▶ What is expected:
Extract the records below word for word and ignore the images.

* Start Material supplied *

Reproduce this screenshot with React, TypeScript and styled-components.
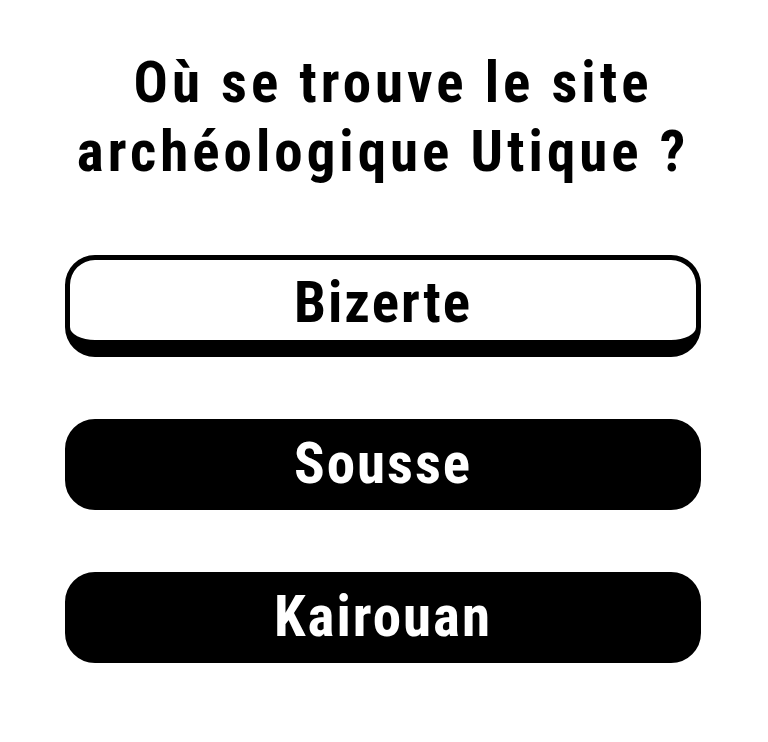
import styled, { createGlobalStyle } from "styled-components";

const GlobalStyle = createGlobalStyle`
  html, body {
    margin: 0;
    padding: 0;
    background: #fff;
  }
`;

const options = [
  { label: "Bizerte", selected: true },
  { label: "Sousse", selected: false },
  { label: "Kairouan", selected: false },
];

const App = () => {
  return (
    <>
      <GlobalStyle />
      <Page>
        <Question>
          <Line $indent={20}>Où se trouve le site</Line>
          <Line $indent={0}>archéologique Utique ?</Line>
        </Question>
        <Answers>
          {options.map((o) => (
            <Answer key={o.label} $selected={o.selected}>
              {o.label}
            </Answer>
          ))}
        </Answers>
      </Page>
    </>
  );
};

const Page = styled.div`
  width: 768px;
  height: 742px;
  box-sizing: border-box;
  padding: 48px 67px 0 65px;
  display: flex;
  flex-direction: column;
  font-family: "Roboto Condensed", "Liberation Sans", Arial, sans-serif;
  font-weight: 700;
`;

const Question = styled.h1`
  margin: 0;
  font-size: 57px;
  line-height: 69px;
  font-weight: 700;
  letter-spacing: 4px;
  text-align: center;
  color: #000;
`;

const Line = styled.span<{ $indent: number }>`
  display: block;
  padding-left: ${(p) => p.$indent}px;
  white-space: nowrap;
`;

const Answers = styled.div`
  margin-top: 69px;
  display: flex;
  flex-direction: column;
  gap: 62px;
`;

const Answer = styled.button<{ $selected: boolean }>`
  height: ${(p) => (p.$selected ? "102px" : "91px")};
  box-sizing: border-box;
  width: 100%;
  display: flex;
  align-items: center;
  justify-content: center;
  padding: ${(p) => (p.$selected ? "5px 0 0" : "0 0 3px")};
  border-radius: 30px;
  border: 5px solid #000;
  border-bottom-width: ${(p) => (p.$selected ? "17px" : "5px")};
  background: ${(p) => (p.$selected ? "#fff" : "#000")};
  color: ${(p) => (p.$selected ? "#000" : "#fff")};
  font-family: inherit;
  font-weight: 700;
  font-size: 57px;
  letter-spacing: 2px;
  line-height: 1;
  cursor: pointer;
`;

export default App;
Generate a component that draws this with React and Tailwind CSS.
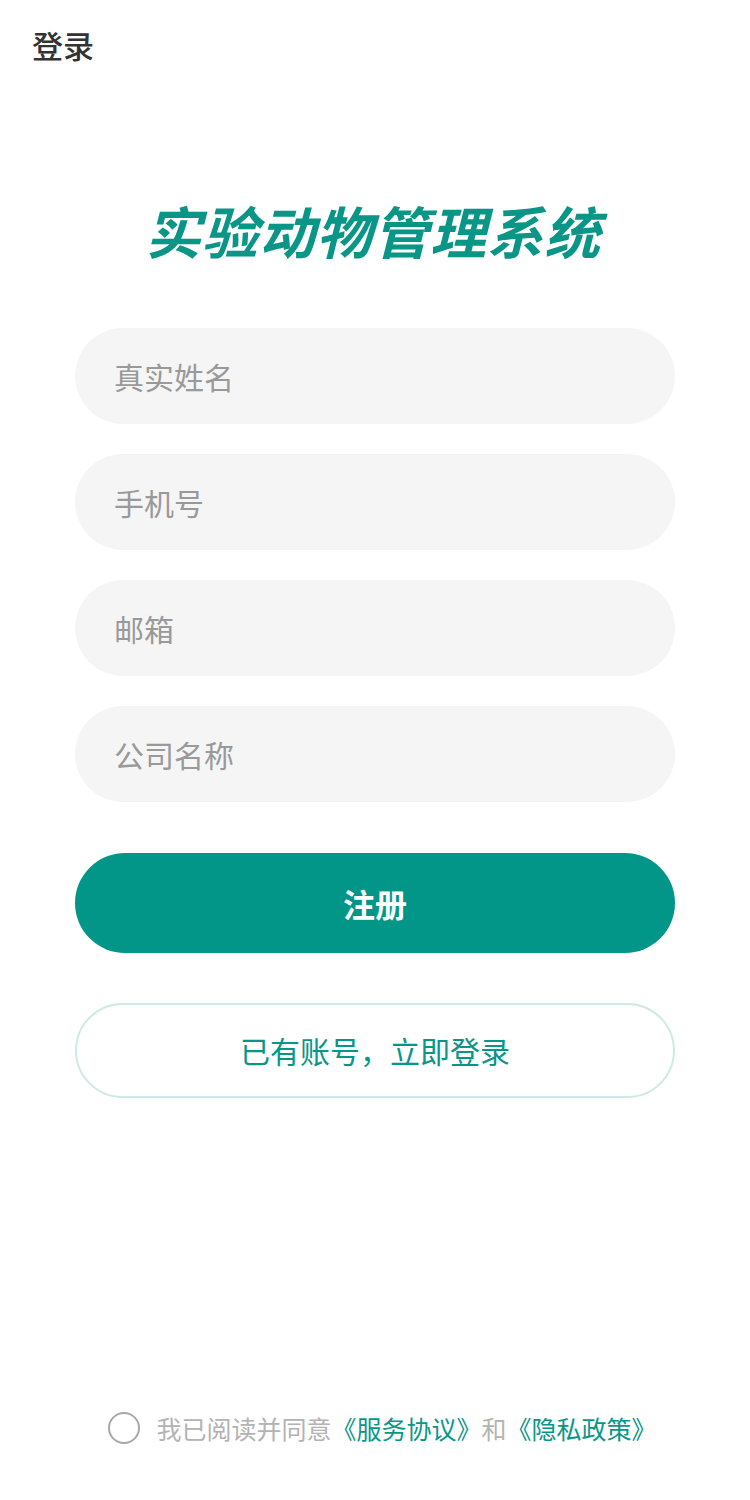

* End Material supplied *

▶ Finished exercise:
Reproduce this screenshot with React, TypeScript and styled-components.
import styled, { createGlobalStyle } from "styled-components";

const GlobalStyle = createGlobalStyle`
  html, body {
    margin: 0;
    padding: 0;
    background: #fff;
  }
`;

const options = [
  { label: "Bizerte", selected: true },
  { label: "Sousse", selected: false },
  { label: "Kairouan", selected: false },
];

const App = () => {
  return (
    <>
      <GlobalStyle />
      <Page>
        <Question>
          <Line $indent={20}>Où se trouve le site</Line>
          <Line $indent={0}>archéologique Utique ?</Line>
        </Question>
        <Answers>
          {options.map((o) => (
            <Answer key={o.label} $selected={o.selected}>
              {o.label}
            </Answer>
          ))}
        </Answers>
      </Page>
    </>
  );
};

const Page = styled.div`
  width: 768px;
  height: 742px;
  box-sizing: border-box;
  padding: 48px 67px 0 65px;
  display: flex;
  flex-direction: column;
  font-family: "Roboto Condensed", "Liberation Sans", Arial, sans-serif;
  font-weight: 700;
`;

const Question = styled.h1`
  margin: 0;
  font-size: 57px;
  line-height: 69px;
  font-weight: 700;
  letter-spacing: 4px;
  text-align: center;
  color: #000;
`;

const Line = styled.span<{ $indent: number }>`
  display: block;
  padding-left: ${(p) => p.$indent}px;
  white-space: nowrap;
`;

const Answers = styled.div`
  margin-top: 69px;
  display: flex;
  flex-direction: column;
  gap: 62px;
`;

const Answer = styled.button<{ $selected: boolean }>`
  height: ${(p) => (p.$selected ? "102px" : "91px")};
  box-sizing: border-box;
  width: 100%;
  display: flex;
  align-items: center;
  justify-content: center;
  padding: ${(p) => (p.$selected ? "5px 0 0" : "0 0 3px")};
  border-radius: 30px;
  border: 5px solid #000;
  border-bottom-width: ${(p) => (p.$selected ? "17px" : "5px")};
  background: ${(p) => (p.$selected ? "#fff" : "#000")};
  color: ${(p) => (p.$selected ? "#000" : "#fff")};
  font-family: inherit;
  font-weight: 700;
  font-size: 57px;
  letter-spacing: 2px;
  line-height: 1;
  cursor: pointer;
`;

export default App;
Generate a component that draws this with React and Tailwind CSS.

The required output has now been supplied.